An important part of AAC is the people who support and develop the organisation, without them the AAC would not be what it is today. The Army Cadet Staff and the ADF Staff offer vital experience and information to constantly develop the organisation and in turn, offer the best support to the young leaders within the AAC. Their mentoring and advice provides invaluable guidance and support. The friendships you make within Cadets can last a lifetime as you create so many unique memories together that you form a strong bond. The Senior Cadets who you look up to become role models that you aspire to become.

Overall, AAC is a unique organisation that gives our youth incredible opportunities in leadership. AAC pushes Cadets out of their comfort zones while developing them into the best possible leaders, creating unbreakable friendships, and providing an insight into the rewarding careers within the ADF.
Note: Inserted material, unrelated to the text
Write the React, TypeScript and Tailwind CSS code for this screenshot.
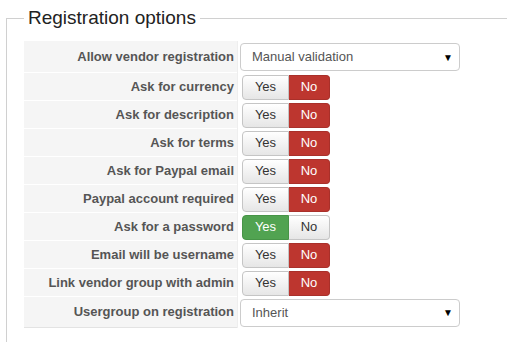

Notes: 1. A Cadet Under Officer (CUO) is the Senior Cadet in a Cadet unit.

 


About the Author: Mahala Karan is a proud member of the Australian Army Cadets and is currently the Senior Cadet at the South Queensland Cadet Brigade. Mahala is currently applying to become an Australian Army Officer and is hoping to commence her studies at the Australian Defence Force Academy in January 2019.


 

3 thoughts on “Article – Leadership within Australian Army Cadets

  1. Great article Mahala. I enjoyed reading this and i think your experiences in AAC will hold you in good stead for a long and enjoyable career in Defence. I wish you well and good soldiering.

  2. Well done Mahalia, for both the article and your commitment to the Australian Army Cadet programme. Many cadets enter the AAC with the perception that leadersip is about telling others what to do. You have demonstrated that leadership is more about testing yourself taking others on the journey. This skill will benefit you and all of the cadet leaders in the AAC wherever you go.

  3. Great summation of your experience in and your commitment to the Australian Army Cadet programme, Mahala – I am very proud of you.